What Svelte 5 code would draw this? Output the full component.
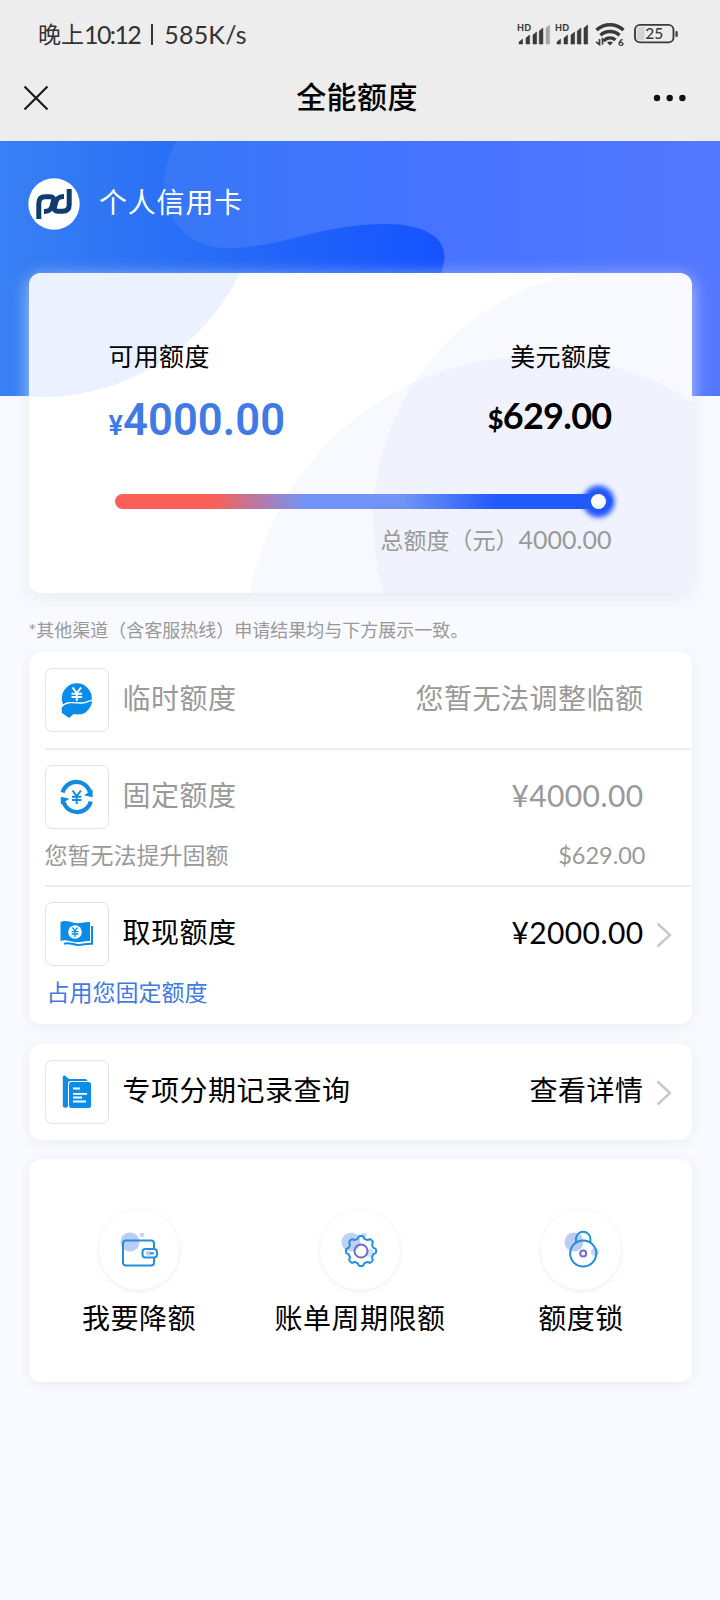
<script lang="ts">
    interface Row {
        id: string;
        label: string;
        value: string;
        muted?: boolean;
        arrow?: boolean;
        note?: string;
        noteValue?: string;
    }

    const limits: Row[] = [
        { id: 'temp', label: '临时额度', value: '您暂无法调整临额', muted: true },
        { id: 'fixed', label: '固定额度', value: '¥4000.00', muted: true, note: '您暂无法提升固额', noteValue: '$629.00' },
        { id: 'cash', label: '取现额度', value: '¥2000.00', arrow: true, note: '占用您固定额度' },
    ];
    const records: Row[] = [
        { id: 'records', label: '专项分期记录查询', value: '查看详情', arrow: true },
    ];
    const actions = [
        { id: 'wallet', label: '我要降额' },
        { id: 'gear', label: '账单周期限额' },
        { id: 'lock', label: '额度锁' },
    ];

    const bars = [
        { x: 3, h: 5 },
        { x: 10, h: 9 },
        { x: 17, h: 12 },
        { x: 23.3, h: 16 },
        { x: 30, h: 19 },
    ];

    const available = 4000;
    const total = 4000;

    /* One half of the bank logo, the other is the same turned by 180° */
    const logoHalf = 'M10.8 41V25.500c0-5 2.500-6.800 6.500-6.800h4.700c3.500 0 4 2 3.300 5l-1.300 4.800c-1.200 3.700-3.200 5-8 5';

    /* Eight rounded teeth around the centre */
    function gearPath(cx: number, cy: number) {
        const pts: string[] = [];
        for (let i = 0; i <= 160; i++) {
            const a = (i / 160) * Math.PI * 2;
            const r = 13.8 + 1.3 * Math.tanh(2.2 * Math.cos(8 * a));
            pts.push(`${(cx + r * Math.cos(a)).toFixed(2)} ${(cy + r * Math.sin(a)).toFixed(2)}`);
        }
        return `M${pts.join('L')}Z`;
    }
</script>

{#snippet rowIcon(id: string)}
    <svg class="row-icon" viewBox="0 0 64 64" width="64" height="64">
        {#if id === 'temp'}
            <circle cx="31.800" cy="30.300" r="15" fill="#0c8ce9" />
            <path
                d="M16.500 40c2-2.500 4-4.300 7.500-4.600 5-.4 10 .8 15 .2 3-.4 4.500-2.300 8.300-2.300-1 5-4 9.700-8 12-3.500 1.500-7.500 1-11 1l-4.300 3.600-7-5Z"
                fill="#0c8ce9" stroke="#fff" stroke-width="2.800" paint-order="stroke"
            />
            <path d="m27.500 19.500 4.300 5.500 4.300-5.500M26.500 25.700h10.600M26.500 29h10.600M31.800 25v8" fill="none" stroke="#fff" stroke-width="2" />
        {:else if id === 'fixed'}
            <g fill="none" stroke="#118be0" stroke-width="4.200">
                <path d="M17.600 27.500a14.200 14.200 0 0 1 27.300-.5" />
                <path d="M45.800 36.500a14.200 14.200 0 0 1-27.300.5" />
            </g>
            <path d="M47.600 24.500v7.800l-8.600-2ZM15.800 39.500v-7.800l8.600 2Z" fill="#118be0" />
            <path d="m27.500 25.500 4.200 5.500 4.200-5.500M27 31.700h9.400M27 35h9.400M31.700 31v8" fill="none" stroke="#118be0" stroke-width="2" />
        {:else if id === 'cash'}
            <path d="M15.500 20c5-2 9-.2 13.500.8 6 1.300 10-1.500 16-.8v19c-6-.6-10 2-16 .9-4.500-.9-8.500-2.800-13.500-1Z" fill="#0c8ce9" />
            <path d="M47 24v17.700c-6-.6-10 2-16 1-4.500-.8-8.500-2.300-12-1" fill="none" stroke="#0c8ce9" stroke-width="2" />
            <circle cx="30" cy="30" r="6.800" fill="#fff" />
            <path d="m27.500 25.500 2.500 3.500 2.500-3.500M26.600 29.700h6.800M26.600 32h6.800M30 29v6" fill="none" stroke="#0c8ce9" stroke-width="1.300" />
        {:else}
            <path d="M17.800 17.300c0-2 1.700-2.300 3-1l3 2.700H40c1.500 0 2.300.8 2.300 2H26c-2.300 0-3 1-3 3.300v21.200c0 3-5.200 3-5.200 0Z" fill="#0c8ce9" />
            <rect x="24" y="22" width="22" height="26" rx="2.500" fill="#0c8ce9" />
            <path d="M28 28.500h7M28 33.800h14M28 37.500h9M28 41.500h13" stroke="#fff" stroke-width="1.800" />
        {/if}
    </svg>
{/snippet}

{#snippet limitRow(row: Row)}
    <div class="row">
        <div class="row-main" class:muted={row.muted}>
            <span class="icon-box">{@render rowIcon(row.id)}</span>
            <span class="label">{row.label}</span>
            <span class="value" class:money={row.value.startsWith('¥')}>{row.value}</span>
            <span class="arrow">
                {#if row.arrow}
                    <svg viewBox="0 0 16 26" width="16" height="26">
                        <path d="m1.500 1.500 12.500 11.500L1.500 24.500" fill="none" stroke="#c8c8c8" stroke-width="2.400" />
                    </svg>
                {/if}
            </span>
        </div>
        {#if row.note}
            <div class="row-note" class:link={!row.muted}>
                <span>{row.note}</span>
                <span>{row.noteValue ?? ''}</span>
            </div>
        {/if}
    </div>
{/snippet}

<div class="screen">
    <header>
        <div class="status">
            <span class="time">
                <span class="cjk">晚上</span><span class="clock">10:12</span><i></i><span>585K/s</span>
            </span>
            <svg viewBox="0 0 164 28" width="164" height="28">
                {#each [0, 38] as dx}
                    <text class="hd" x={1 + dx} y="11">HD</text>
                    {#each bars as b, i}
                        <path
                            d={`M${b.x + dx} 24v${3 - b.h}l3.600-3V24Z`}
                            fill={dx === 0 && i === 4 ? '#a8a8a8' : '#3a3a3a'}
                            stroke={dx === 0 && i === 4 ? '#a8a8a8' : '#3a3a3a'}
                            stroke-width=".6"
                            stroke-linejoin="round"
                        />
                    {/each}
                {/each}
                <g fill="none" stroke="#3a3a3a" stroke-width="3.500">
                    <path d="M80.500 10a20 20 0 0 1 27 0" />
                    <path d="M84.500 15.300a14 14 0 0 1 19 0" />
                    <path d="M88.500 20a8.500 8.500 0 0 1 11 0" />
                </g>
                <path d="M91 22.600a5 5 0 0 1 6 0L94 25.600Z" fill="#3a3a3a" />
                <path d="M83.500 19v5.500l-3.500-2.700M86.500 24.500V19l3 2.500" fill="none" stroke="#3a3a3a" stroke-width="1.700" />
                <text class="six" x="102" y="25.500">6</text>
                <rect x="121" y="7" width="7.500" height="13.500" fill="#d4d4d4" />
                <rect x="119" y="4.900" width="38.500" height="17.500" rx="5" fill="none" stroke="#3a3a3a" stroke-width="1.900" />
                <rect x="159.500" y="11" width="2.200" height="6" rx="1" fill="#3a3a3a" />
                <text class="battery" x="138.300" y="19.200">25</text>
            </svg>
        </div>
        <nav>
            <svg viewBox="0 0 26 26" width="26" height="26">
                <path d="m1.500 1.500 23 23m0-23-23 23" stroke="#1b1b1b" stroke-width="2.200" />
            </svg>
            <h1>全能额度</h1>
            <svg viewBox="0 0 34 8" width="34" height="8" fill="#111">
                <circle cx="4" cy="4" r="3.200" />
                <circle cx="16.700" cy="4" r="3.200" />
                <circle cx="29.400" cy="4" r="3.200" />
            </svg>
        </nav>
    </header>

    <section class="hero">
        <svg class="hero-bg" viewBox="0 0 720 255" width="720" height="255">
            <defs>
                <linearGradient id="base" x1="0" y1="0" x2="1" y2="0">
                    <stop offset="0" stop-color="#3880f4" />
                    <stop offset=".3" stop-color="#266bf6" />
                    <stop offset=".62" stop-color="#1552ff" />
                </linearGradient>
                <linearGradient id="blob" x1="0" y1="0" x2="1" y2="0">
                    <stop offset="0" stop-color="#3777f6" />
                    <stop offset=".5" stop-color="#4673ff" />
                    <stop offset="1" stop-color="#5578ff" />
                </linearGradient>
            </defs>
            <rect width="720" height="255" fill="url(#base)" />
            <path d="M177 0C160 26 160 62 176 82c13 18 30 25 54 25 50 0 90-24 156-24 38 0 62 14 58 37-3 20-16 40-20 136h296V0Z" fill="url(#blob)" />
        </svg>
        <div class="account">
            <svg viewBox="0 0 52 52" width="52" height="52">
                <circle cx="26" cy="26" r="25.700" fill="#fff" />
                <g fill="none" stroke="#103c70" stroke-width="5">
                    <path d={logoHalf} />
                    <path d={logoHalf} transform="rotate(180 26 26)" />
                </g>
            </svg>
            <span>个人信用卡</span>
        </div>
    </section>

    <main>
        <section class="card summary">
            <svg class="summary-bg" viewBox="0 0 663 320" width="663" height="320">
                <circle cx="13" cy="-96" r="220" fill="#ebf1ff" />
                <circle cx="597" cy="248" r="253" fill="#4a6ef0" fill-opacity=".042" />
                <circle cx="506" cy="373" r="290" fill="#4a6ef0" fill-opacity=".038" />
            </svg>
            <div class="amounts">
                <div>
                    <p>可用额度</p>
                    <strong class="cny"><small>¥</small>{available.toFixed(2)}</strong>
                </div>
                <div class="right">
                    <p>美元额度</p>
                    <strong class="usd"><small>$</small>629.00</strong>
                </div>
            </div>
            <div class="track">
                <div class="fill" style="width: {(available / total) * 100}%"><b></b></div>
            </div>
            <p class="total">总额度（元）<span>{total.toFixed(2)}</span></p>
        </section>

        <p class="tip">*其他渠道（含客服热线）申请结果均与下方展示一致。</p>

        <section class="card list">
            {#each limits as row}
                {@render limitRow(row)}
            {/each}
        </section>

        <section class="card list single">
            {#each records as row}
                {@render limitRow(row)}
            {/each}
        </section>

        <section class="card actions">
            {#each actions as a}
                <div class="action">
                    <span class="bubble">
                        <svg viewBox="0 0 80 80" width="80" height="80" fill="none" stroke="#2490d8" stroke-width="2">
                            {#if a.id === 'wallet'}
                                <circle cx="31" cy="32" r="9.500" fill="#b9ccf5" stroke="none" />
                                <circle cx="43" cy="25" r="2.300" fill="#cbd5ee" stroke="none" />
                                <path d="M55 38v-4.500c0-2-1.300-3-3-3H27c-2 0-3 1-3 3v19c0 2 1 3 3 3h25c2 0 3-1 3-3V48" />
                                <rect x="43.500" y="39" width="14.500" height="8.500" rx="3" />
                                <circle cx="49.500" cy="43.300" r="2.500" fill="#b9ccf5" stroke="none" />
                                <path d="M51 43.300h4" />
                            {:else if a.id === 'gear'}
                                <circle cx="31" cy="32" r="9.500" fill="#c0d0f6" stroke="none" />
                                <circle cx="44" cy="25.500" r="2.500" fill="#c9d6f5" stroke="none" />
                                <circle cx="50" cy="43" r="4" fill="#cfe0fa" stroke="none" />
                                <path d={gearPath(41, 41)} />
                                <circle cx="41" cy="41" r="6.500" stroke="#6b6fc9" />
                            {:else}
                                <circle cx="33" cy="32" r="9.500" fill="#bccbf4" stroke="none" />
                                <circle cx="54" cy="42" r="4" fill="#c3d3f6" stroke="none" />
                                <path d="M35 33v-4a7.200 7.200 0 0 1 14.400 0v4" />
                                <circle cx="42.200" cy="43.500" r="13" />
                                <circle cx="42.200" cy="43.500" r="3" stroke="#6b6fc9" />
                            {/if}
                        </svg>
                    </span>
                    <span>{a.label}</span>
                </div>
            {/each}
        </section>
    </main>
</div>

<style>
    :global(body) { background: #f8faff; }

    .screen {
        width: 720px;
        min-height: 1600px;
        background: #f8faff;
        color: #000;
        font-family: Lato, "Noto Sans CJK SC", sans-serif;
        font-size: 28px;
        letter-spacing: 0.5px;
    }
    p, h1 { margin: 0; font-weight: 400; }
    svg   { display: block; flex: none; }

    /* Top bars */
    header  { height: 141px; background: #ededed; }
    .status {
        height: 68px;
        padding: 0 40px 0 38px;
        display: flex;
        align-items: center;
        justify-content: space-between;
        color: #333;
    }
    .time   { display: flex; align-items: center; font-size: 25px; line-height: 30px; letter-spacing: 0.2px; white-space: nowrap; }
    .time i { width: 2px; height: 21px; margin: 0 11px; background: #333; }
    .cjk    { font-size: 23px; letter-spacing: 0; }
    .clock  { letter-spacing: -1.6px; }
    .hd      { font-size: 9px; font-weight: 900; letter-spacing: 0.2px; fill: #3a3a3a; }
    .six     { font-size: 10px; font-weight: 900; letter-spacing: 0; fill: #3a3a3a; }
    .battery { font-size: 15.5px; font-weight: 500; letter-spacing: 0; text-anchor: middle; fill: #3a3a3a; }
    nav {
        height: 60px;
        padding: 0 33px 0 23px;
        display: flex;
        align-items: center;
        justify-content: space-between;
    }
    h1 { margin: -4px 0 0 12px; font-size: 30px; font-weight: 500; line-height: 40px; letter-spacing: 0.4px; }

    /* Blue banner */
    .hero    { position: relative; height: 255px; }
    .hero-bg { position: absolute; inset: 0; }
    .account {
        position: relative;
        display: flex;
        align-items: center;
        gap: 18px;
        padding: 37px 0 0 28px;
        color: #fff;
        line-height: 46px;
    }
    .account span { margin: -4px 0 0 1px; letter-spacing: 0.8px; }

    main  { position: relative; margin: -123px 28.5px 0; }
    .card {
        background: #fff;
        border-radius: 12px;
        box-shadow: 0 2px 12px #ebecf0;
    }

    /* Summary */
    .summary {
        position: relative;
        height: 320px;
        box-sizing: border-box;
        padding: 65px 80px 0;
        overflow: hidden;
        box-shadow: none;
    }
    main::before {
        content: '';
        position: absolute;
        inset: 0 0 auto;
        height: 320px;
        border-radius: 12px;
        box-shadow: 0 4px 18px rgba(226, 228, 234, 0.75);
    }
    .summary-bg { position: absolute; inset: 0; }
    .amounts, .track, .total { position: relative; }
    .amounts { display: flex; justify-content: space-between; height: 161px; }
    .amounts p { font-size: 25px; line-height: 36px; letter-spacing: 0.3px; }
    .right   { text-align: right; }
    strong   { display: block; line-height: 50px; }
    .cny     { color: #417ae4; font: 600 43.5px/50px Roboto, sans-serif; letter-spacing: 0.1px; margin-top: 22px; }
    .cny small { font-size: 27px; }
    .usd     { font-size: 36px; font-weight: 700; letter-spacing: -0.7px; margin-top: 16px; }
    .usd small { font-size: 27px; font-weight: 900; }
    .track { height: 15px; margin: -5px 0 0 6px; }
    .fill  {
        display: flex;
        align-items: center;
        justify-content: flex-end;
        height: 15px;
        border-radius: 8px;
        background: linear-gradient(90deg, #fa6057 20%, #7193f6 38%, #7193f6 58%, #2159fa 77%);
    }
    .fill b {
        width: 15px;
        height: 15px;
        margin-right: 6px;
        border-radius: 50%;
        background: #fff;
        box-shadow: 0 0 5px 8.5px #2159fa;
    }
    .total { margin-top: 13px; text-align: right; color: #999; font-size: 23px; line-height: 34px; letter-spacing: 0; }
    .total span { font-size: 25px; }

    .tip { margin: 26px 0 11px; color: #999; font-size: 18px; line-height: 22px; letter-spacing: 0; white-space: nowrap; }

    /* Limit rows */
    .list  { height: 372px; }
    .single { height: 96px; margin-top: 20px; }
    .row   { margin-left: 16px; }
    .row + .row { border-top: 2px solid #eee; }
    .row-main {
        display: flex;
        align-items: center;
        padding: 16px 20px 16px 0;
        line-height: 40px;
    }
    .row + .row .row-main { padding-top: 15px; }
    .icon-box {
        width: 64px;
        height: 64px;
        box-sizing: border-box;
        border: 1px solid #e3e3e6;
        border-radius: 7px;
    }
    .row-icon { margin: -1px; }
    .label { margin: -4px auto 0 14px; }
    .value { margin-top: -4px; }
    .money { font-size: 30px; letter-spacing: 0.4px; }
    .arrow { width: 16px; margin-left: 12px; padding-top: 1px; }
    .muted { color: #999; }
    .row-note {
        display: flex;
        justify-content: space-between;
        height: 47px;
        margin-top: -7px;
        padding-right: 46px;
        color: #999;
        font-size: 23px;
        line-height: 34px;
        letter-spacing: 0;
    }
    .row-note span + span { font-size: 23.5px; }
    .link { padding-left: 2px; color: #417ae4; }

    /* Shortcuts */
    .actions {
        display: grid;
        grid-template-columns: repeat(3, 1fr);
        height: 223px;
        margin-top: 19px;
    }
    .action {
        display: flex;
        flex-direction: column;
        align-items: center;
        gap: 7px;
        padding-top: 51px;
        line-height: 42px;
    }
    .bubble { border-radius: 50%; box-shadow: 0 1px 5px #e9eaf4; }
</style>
_ _ _ _ _
### WRITTEN TASK
Restate each line from the start of the listing through the line bearing "const logoHalf = 'M10.8" word for word. Drop the pictures.

### WRITTEN RESPONSE
What Svelte 5 code would draw this? Output the full component.
<script lang="ts">
    interface Row {
        id: string;
        label: string;
        value: string;
        muted?: boolean;
        arrow?: boolean;
        note?: string;
        noteValue?: string;
    }

    const limits: Row[] = [
        { id: 'temp', label: '临时额度', value: '您暂无法调整临额', muted: true },
        { id: 'fixed', label: '固定额度', value: '¥4000.00', muted: true, note: '您暂无法提升固额', noteValue: '$629.00' },
        { id: 'cash', label: '取现额度', value: '¥2000.00', arrow: true, note: '占用您固定额度' },
    ];
    const records: Row[] = [
        { id: 'records', label: '专项分期记录查询', value: '查看详情', arrow: true },
    ];
    const actions = [
        { id: 'wallet', label: '我要降额' },
        { id: 'gear', label: '账单周期限额' },
        { id: 'lock', label: '额度锁' },
    ];

    const bars = [
        { x: 3, h: 5 },
        { x: 10, h: 9 },
        { x: 17, h: 12 },
        { x: 23.3, h: 16 },
        { x: 30, h: 19 },
    ];

    const available = 4000;
    const total = 4000;

    /* One half of the bank logo, the other is the same turned by 180° */
    const logoHalf = 'M10.8 41V25.500c0-5 2.500-6.800 6.500-6.800h4.700c3.500 0 4 2 3.300 5l-1.300 4.800c-1.200 3.700-3.200 5-8 5';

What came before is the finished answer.